When you look at life this way, in reverse, from the end back instead of from the beginning forward, you might just discover you’re not where you should be. These things have a way of getting away from us when left unconsidered; a series of sensible decisions in the moment summate into a giant unconscious compromise in the end.
If you’re living the story you want to tell, don’t stop living it. Maybe you can’t see the happy ending from where you stand – and being that there are no guarantees of a happy ending for anyone, maybe you never will see it. Even in that outcome, you win while losing.
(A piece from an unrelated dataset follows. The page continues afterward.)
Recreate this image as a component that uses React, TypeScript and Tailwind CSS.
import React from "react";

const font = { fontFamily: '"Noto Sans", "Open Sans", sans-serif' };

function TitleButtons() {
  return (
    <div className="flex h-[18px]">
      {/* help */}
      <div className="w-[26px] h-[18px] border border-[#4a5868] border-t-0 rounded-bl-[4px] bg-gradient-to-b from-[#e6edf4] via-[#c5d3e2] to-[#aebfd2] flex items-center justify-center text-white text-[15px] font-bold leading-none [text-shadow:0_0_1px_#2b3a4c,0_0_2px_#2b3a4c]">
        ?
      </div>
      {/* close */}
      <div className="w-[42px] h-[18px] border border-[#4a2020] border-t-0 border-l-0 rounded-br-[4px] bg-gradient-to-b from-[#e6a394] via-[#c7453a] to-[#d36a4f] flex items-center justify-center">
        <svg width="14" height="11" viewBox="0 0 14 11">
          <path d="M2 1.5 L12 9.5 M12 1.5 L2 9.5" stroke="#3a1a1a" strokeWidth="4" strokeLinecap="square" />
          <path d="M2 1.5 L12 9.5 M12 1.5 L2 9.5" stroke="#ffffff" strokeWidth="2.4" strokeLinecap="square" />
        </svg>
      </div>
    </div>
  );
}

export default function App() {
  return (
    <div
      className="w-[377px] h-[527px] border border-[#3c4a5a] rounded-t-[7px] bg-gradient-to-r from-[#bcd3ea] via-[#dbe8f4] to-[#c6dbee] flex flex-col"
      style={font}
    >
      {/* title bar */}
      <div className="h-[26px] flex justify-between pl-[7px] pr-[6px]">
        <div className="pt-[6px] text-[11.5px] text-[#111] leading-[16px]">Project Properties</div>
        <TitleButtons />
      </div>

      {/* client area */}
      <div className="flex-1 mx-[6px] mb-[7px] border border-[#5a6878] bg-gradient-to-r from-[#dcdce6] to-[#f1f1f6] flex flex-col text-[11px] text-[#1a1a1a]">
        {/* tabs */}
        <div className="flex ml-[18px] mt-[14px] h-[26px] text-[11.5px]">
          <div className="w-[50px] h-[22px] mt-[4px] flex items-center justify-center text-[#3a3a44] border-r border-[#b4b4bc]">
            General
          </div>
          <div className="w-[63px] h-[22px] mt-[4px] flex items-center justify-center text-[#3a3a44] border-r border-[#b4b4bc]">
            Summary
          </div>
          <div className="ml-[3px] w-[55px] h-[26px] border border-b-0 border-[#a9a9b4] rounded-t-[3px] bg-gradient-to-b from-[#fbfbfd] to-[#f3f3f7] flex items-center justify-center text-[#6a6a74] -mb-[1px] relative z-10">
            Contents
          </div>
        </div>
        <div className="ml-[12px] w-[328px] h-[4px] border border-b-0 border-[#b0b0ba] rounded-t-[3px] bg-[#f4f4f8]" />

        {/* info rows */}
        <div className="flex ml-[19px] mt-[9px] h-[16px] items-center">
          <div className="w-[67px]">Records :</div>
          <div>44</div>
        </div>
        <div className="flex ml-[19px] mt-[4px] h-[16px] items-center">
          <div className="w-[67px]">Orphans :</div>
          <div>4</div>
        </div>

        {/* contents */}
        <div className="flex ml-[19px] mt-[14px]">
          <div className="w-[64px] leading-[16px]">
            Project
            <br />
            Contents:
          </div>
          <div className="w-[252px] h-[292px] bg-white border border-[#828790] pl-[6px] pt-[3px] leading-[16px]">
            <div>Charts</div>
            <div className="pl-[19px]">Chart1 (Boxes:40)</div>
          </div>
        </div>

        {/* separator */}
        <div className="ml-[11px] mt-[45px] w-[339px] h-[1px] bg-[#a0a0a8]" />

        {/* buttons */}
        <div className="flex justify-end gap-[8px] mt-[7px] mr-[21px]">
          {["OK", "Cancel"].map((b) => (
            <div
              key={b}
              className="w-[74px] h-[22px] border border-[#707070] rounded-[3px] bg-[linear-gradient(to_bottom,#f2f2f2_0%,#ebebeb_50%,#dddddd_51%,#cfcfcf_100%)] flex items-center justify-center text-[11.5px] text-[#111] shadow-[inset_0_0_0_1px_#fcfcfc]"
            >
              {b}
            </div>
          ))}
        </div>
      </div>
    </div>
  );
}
You can slip quietly into your twilight knowing you left everything out there, you did everything you could, and you wouldn’t change a damn thing if you had another chance. You may be without the currency of success, but what you will possess is a serenity worth much more; indeed the only thing that will ultimately be worth possessing.
If you’re not living your story, change your direction. Now. You may not be able to change your position instantly – but you can change which way you’re facing. It won’t be easy, it will be uncomfortable, and it might even appear to teeter on the edge of disastrous. It will be an investment, though, in the kind of satisfaction that you’ll never find otherwise.
Some people in your life won’t understand right now, and some never will. They will question what you’re doing, take a smug satisfaction in pointing out how likely it is that you will fail, and then call you “lucky” when your risk pays off and you work your way to what you always wanted. Let them be; pity them, even. You’ve got more important things to focus on.
The story you want will change as you grow – if it didn’t, NASA would be overrun with millions of aspiring astronauts – but the words aren’t as important as the desire to write them. Never give up on your story.
We only get one shot at this. Make it count. Find your perfect ending, and walk it back to the start.